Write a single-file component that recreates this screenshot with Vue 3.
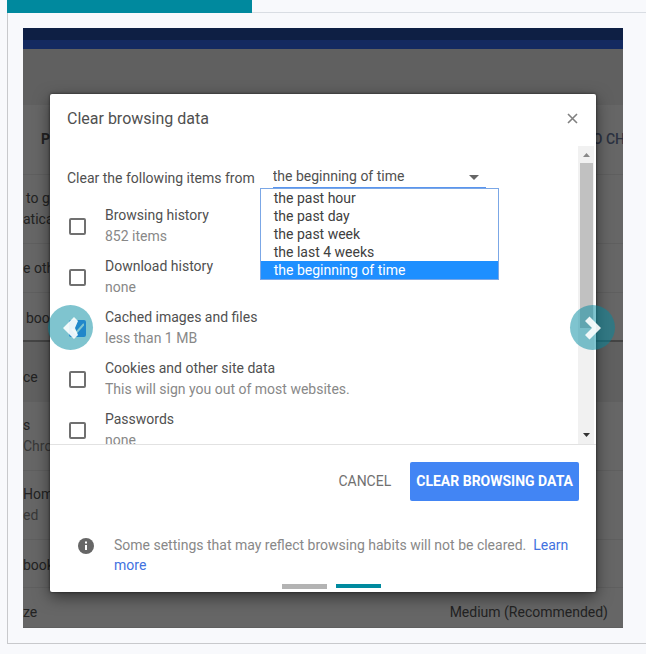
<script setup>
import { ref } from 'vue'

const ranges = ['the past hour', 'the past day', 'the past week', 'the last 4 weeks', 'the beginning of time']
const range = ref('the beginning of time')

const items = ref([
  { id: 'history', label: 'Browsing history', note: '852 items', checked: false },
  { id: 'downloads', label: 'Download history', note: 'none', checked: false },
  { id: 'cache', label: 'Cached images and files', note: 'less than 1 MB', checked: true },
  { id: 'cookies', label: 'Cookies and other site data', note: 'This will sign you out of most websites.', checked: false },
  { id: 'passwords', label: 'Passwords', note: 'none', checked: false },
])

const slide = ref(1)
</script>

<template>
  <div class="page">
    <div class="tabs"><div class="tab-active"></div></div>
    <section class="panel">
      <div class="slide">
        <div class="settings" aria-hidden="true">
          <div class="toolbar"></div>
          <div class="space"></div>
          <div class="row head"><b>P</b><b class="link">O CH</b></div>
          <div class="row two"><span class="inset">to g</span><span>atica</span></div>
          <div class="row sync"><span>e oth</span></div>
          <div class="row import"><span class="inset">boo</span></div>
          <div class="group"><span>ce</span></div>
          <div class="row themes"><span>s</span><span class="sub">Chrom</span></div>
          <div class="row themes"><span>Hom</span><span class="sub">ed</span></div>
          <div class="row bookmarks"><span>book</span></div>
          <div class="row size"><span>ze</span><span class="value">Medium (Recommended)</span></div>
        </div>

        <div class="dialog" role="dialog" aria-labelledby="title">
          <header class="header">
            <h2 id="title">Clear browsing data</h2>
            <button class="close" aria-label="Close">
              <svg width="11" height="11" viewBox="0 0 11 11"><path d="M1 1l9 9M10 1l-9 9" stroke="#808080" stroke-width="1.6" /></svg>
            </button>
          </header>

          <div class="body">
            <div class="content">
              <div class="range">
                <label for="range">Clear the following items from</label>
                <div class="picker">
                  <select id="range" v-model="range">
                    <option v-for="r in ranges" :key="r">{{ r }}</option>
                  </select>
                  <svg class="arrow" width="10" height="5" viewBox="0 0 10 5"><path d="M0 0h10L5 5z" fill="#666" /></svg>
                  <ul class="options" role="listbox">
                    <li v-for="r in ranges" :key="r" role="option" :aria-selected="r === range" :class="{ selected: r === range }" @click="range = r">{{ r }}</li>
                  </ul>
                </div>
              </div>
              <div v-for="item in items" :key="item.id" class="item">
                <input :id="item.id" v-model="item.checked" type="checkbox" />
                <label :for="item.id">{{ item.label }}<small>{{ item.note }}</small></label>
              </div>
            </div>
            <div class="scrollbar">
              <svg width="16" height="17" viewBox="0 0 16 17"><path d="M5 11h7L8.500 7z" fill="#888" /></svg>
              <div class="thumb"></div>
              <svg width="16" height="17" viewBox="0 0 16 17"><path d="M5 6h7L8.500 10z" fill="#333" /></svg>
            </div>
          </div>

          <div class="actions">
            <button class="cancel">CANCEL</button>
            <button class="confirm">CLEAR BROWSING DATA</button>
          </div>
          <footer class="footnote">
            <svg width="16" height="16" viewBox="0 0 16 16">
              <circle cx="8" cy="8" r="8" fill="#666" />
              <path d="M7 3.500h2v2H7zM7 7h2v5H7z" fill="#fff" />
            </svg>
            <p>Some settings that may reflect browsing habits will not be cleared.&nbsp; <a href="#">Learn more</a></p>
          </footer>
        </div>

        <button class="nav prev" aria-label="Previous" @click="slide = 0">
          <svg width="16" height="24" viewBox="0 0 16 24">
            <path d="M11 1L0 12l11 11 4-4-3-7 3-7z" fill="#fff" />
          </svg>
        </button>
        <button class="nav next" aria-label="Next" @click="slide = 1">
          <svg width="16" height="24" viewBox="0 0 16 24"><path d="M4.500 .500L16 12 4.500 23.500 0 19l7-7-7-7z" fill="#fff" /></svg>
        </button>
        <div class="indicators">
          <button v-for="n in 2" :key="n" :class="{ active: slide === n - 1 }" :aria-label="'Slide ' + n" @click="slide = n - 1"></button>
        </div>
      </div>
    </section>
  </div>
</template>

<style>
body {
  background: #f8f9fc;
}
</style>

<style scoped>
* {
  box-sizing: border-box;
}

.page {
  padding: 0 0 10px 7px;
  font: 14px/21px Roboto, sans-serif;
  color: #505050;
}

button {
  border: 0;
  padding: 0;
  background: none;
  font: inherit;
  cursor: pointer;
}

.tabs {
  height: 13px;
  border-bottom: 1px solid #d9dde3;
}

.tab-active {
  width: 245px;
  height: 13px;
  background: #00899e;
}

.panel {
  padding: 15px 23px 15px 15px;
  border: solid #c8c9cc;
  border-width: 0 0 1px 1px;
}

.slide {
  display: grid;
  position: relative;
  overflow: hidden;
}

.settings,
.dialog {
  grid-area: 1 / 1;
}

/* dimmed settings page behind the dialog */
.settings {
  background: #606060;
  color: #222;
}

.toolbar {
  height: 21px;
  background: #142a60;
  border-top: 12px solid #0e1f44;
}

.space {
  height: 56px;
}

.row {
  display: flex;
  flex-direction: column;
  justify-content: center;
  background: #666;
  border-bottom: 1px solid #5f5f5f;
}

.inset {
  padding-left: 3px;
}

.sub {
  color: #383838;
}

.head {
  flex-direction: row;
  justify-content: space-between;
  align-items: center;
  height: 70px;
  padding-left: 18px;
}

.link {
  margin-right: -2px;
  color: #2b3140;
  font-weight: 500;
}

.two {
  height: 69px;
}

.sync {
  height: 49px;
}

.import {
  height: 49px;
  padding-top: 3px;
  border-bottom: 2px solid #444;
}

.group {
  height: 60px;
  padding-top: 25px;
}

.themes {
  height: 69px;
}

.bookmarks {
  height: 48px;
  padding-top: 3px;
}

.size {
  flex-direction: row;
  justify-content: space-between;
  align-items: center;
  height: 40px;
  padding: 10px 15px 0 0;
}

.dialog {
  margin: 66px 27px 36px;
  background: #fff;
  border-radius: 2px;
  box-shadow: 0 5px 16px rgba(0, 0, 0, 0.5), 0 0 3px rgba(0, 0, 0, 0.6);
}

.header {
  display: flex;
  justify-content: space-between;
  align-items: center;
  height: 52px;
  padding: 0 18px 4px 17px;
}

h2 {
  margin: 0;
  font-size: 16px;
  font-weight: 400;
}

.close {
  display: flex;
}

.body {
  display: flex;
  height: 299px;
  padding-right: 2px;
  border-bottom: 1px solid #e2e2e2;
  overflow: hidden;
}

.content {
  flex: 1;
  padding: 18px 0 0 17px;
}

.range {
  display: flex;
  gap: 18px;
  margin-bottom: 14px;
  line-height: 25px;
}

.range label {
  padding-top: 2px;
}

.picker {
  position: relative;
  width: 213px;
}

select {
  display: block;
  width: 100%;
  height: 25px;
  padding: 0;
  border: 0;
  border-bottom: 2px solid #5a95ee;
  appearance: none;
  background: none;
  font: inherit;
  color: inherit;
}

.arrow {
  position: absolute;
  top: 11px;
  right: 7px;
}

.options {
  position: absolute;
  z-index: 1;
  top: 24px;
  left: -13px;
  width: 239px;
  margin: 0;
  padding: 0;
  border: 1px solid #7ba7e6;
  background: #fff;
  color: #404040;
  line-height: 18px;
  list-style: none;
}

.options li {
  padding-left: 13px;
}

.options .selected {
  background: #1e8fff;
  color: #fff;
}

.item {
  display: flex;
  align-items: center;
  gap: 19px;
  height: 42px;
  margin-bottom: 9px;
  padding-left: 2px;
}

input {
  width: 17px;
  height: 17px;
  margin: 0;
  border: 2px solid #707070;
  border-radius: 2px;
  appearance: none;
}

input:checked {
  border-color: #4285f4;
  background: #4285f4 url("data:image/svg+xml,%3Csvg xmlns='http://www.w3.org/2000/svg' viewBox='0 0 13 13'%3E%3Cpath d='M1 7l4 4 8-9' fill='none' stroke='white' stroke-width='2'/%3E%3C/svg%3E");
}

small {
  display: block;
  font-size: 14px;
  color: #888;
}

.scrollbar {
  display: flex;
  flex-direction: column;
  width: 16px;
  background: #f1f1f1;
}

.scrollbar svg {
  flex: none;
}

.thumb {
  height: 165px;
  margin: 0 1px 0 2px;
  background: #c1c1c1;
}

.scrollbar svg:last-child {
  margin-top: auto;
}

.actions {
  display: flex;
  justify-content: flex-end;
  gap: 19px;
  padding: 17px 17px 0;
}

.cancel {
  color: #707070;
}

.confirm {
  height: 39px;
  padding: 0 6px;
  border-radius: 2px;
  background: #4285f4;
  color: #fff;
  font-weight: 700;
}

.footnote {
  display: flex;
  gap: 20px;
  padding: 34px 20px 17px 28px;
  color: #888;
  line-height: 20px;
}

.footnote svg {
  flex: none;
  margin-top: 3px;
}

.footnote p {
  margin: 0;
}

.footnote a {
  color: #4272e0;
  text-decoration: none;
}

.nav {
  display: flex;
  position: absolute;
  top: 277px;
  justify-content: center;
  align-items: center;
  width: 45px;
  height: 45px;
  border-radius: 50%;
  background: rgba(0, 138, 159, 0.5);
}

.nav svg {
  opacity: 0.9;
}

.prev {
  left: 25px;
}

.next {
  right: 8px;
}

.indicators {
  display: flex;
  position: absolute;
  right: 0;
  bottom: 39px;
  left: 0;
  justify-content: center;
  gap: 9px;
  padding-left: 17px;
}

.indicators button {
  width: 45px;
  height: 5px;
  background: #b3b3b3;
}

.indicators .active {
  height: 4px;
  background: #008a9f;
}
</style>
▬▬▬▬▬▬▬▬▬▬
▸ **Exercise**
Go through the material and select each line with the string "that" in it.

▸ **Right answer**
Write a single-file component that recreates this screenshot with Vue 3.
            <p>Some settings that may reflect browsing habits will not be cleared.&nbsp; <a href="#">Learn more</a></p>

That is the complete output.